Today, House Committee on Natural Resources Ranking Member Bruce Westerman (R-Ark.) and Oversight and Investigations Subcommittee Ranking Member Paul Gosar (R-Ariz.) led a forum on the southern border crisis and the risks illegal immigration poses to the environment.

“Despite President Biden’s purported commitment to protecting our environment, his immigration policies will lead to the degradation of our border lands, including federally protected areas,” Westerman said. “When people illegally enter our country, they do not respect federal designations or the restrictions applied to those areas. As the Biden administration sets records for the number of people attempting to illegally enter our country, we can only expect exponentially more harms to our public lands.”

“Earlier this month, my district staff joined me and other volunteers to clean up garbage left behind by illegal border crossers,” Gosar said. “We spent the day with San Luis Mayor Gerardo Sanchez and picked up over a thousand pounds of trash. The discarded garbage poses risks to our health, landscapes and wildlife. I was glad to help clean up our desert, but it served as a solemn reminder of the consequences of more and more illegal border crossings. That is why this forum provides us such an important opportunity. We must call attention to the consequences we know will follow increased illegal immigration, encouraged by Mr. Biden and his reckless policies. We know that a porous border subjects our environment to extreme levels of deterioration. We know the safety of families living and working along the border is jeopardized when illegal immigration is encouraged. We know that these policies place a huge burden on our Border Patrol agents as they work tirelessly to prevent illegal border crossings and keep our nation secure.”

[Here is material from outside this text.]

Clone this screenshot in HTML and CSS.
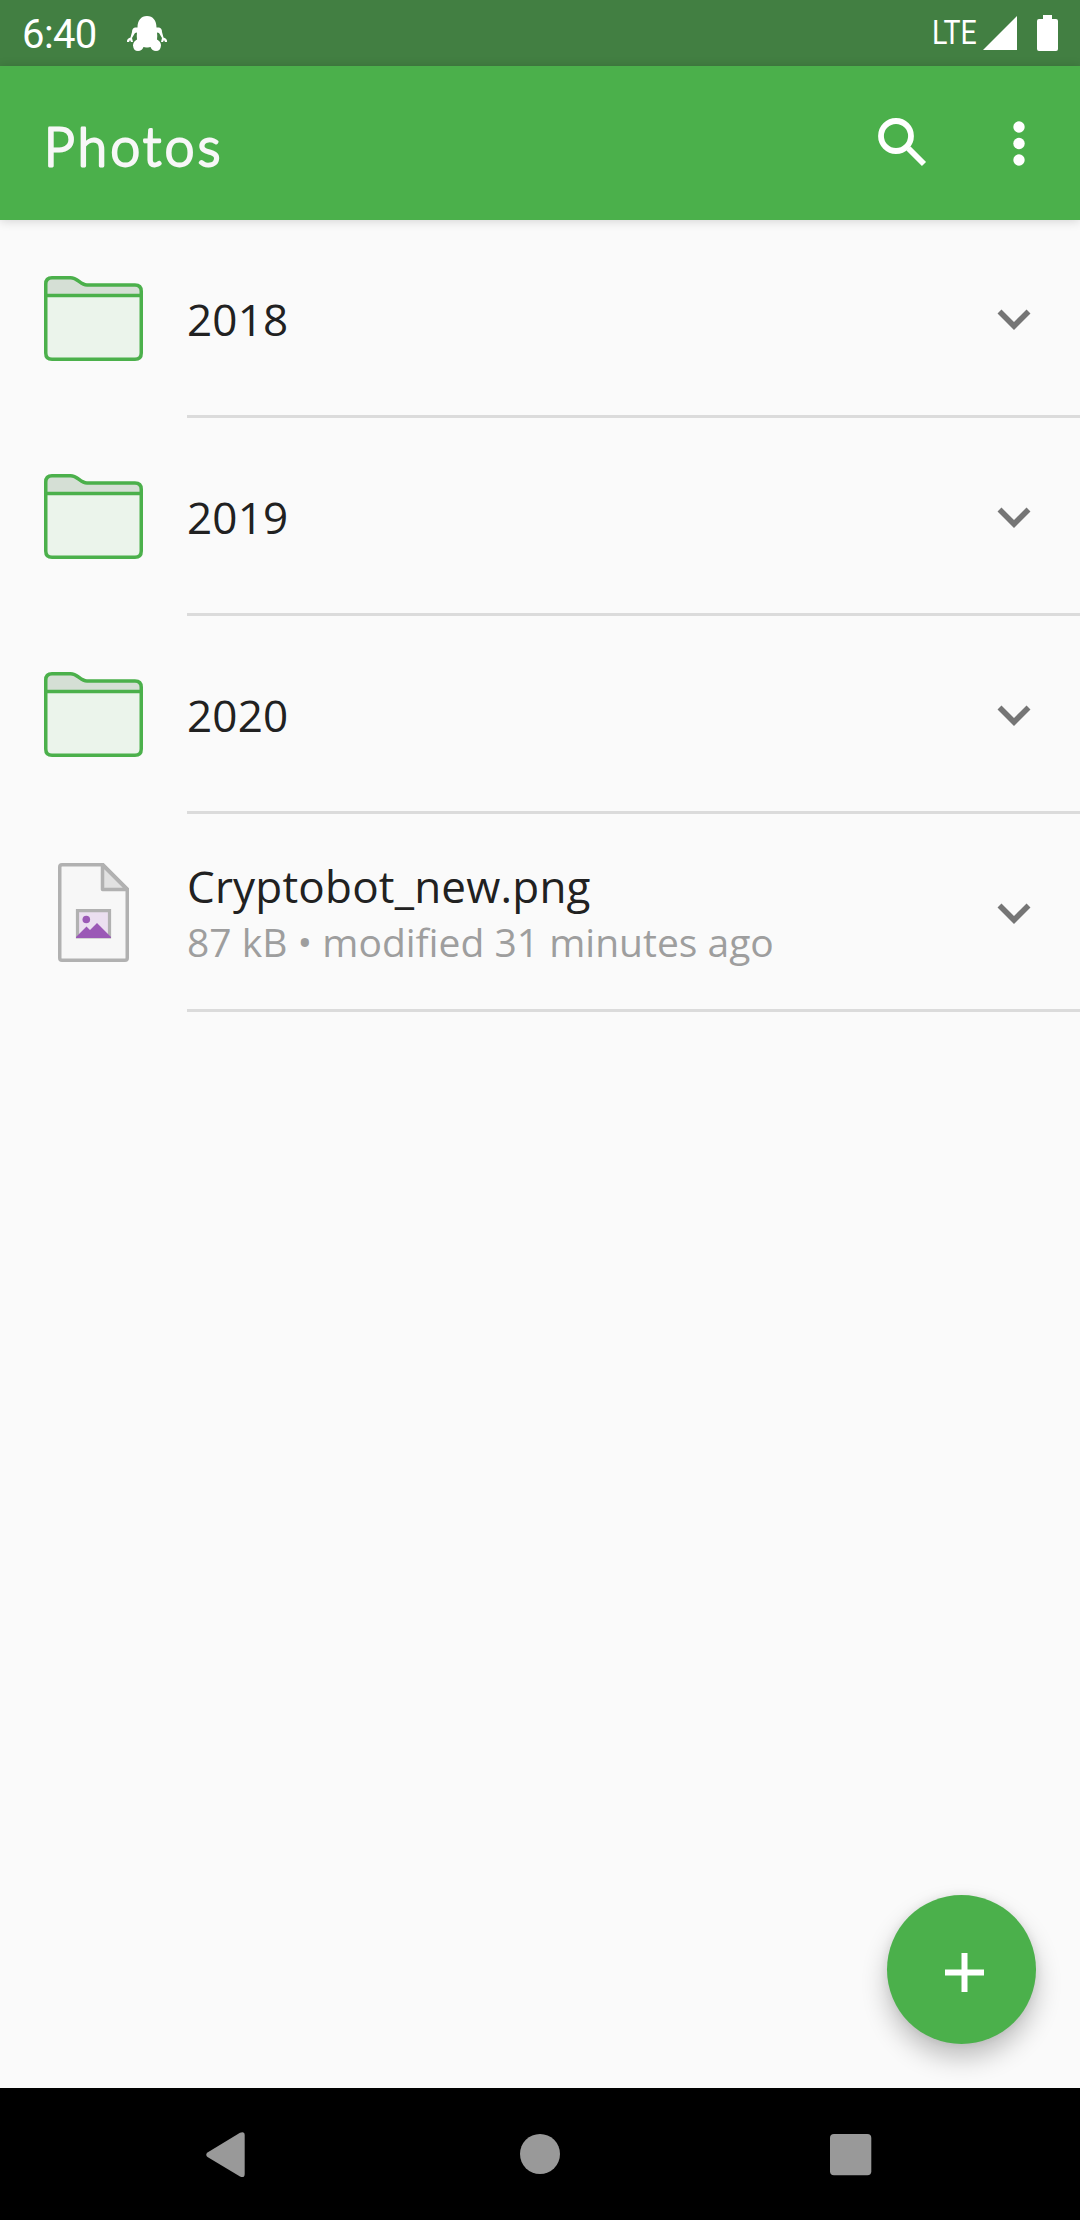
FILE: index.html
```
<!DOCTYPE html>
<html lang="en">
<head>
<meta charset="utf-8">
<title>Photos</title>
<link rel="stylesheet" href="styles.css">
</head>
<body>
<svg class="defs" width="0" height="0" aria-hidden="true">
  <symbol id="folder" viewBox="0 0 99 85">
    <path d="M1.5 19V7.500Q1.500 1.500 7.500 1.500H27C34 1.500 36 9 43 9H91.500Q97.500 9 97.500 15V19Z" fill="#d5dfd5"/>
    <path d="M1.500 19H97.500V77.500Q97.500 83.500 91.500 83.500H7.500Q1.500 83.500 1.500 77.500Z" fill="#ebf4eb"/>
    <path d="M1.750 19.500H97.250M1.750 8Q1.750 1.750 8 1.750H26.500C34 1.750 36 9 43 9H91Q97.250 9 97.250 15.250V77Q97.250 83.250 91 83.250H8Q1.750 83.250 1.750 77Z" fill="none" stroke="#4bb04b" stroke-width="3.500"/>
  </symbol>
  <symbol id="chevron" viewBox="0 0 34 21">
    <path d="M2.500 2.500 17 17 31.500 2.500" fill="none" stroke="#757575" stroke-width="5.600"/>
  </symbol>
</svg>
<div class="screen">
  <header class="status">
    <span class="clock">6:40</span>
    <svg class="robot" width="42" height="36" viewBox="0 0 42 36" fill="#fff">
      <path d="M21 0C27 0 30.500 4.500 30.500 11.500H33Q36 12 36 16L37.500 21.500Q41.500 22.500 41 26H39L38 24L37 26H35L36 22L33 17L31 16.500Q31.500 20 31 23.500Q35 25.500 35 29.500Q34.500 35 30 35Q26 35 24.500 31L22 31.500H20L17.500 31Q16 35 12 35Q7.500 35 7 29.500Q7 25.500 11 23.500Q10.500 20 11 16.500L9 17L6 22L7 26H5L4 24L3 26H1Q.5 22.500 4.500 21.500L6 16Q6 12 9 11.500H11.500C11.500 4.500 15 0 21 0Z"/>
    </svg>
    <span class="network">LTE</span>
    <svg class="signal" width="34" height="34" viewBox="0 0 34 34"><path d="M0 34H34V0Z" fill="#fff"/></svg>
    <svg class="battery" width="21" height="36" viewBox="0 0 21 36"><path d="M6 0H15V4H19Q21 4 21 6V34Q21 36 19 36H2Q0 36 0 34V6Q0 4 2 4H6Z" fill="#fff"/></svg>
  </header>
  <div class="appbar">
    <h1 class="title"><svg width="200" height="70" viewBox="0 0 200 70"><text class="title-text" x="0" y="51">Photos</text></svg></h1>
    <svg class="search" width="49" height="49" viewBox="0 0 49 49" fill="none" stroke="#fff"><circle cx="18" cy="18" r="15" stroke-width="5.800"/><path d="M30.500 30.500 46 46" stroke-width="5.800"/><path d="M28 28 33 33" stroke-width="3"/></svg>
    <svg class="more" width="12" height="45" viewBox="0 0 12 45" fill="#fff"><circle cx="6" cy="6" r="5.700"/><circle cx="6" cy="22.500" r="5.700"/><circle cx="6" cy="39" r="5.700"/></svg>
  </div>
  <main class="list">
    <div class="row"><div class="thumb"><svg width="99" height="85"><use href="#folder"/></svg></div><div class="info"><div class="text"><div class="name">2018</div></div><svg class="chevron" width="34" height="21"><use href="#chevron"/></svg></div></div>
    <div class="row"><div class="thumb"><svg width="99" height="85"><use href="#folder"/></svg></div><div class="info"><div class="text"><div class="name">2019</div></div><svg class="chevron" width="34" height="21"><use href="#chevron"/></svg></div></div>
    <div class="row"><div class="thumb"><svg width="99" height="85"><use href="#folder"/></svg></div><div class="info"><div class="text"><div class="name">2020</div></div><svg class="chevron" width="34" height="21"><use href="#chevron"/></svg></div></div>
    <div class="row">
      <div class="thumb file">
        <svg width="71" height="99" viewBox="0 0 71 99">
          <path d="M4 1.750H45L69.250 26V95Q69.250 97.250 67 97.250H4Q1.750 97.250 1.750 95V4Q1.750 1.750 4 1.750Z" fill="#f7f7f7" stroke="#b1b1b1" stroke-width="3.500"/>
          <path d="M44.500 2V26.500H69Z" fill="#e1e1e1" stroke="#b1b1b1" stroke-width="3.500" stroke-linejoin="round"/>
          <path d="M19.500 74V47.700H51.500V74Z" fill="#ebdff0" stroke="#b1b1b1" stroke-width="3.200"/>
          <circle cx="28.300" cy="56.500" r="3.800" fill="#9b59b6"/>
          <path d="M18 75V74L28.500 63.500 32 67 39 60 53 74V75Z" fill="#9b59b6"/>
        </svg>
      </div>
      <div class="info"><div class="text"><div class="name">Cryptobot_new.png</div><div class="meta">87 kB • modified 31 minutes ago</div></div><svg class="chevron" width="34" height="21"><use href="#chevron"/></svg></div>
    </div>
  </main>
  <div class="fab"><svg width="39" height="39" viewBox="0 0 39 39"><path d="M0 19.500H39M19.500 0V39" stroke="#fff" stroke-width="6"/></svg></div>
  <nav class="navbar">
    <svg class="back" width="39" height="46" viewBox="0 0 39 46"><path d="M34 .8Q38.700 -1 38.700 3.500V42Q38.700 46.500 34 44.500L1.500 25Q-1 22.700 1.500 20.500Z" fill="#999"/></svg>
    <svg class="home" width="40" height="40"><circle cx="20" cy="20" r="20" fill="#999"/></svg>
    <svg class="recent" width="42" height="42"><rect width="41.300" height="41.300" rx="4" fill="#999"/></svg>
  </nav>
</div>
</body>
</html>
```
FILE: styles.css
```
* { box-sizing: border-box; }
body { margin: 0; background: #fafafa; font-family: "Open Sans", "Noto Sans", sans-serif; }
svg { display: block; flex: none; }
.defs { position: absolute; }
.screen { position: relative; width: 1080px; height: 2220px; display: flex; flex-direction: column; overflow: hidden; }
.status { height: 66px; flex: none; display: flex; align-items: flex-start; padding: 0 22px; background: #427f42; color: #fff; font-family: Roboto, sans-serif; }
.clock { width: 104px; margin-top: 11px; font-size: 40px; line-height: 47px; letter-spacing: -.6px; }
.robot { margin-top: 16px; }
.network { width: 46px; margin: 12px 5px 0 auto; font-size: 34px; line-height: 40px; transform: scaleX(.84); transform-origin: 0 0; }
.signal { margin-top: 16px; }
.battery { margin: 15px 0 0 20px; }
.appbar { position: relative; z-index: 1; height: 154px; flex: none; display: flex; align-items: flex-start; padding: 0 55px 0 44px; background: #4bb04b; box-shadow: 0 1px 10px rgba(0, 0, 0, .16); }
.title { margin: 49px auto 0 0; }
.title-text { font-family: Lato, sans-serif; font-size: 53px; font-weight: 300; letter-spacing: 3.5px; fill: #f7f7f7; stroke: #f7f7f7; stroke-width: 2.8; stroke-linejoin: round; }
.search { margin-top: 52px; }
.more { margin: 55px 0 0 86px; }
.list { flex: 1; }
.row { height: 198px; display: flex; }
.thumb { width: 187px; padding: 56px 0 0 44px; }
.thumb.file { padding: 49px 0 0 58px; }
.info { flex: 1; display: flex; align-items: center; padding-right: 49px; border-bottom: 3px solid #dbdbdb; }
.text { flex: 1; padding-top: 3px; }
.name { font-size: 44px; line-height: 56px; letter-spacing: .2px; color: #212121; }
.meta { font-size: 39px; line-height: 55px; color: #9e9e9e; }
.chevron { margin-top: 3px; }
.fab { position: absolute; left: 887px; top: 1895px; width: 149px; height: 149px; border-radius: 50%; background: #4bb04b; display: flex; align-items: center; justify-content: center; padding: 5px 0 0 5px; box-shadow: 0 14px 26px rgba(0, 0, 0, .24), 0 0 10px rgba(0, 0, 0, .08); }
.navbar { position: relative; height: 132px; flex: none; display: flex; align-items: flex-start; padding: 0 208px 0 206px; background: #000; justify-content: space-between; }
.back { margin-top: 44px; }
.home { margin: 46px 0 0 5px; }
.recent { margin-top: 46px; }
```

The panel of Republican members heard from four witnesses during the forum:

The Honorable Andrew Arthur, resident fellow in law and policy, Center for Immigration Studies
Katie Conner, director of media relations, Arizona Attorney General’s Office
Joe Johnson, cattle rancher, New Mexico
Brandon Judd, president, National Border Patrol Council

“Past estimates show that each illegal migrants discard pounds of trash once they enter this country,” Arthur said. “That trash despoils the landscape and threatens fragile habitats, and when multiplied across tens of thousands of illegal entrants causes significant ecological damage. Why are those migrants coming now? The president made clear on the campaign trail that his immigration policies would be more permissive than those of his predecessor. That has almost definitely led to what one of my colleagues dubbed the ‘Biden effect,’ which has drawn foreign nationals to enter illegally and take advantage of the current more generous immigration policies.”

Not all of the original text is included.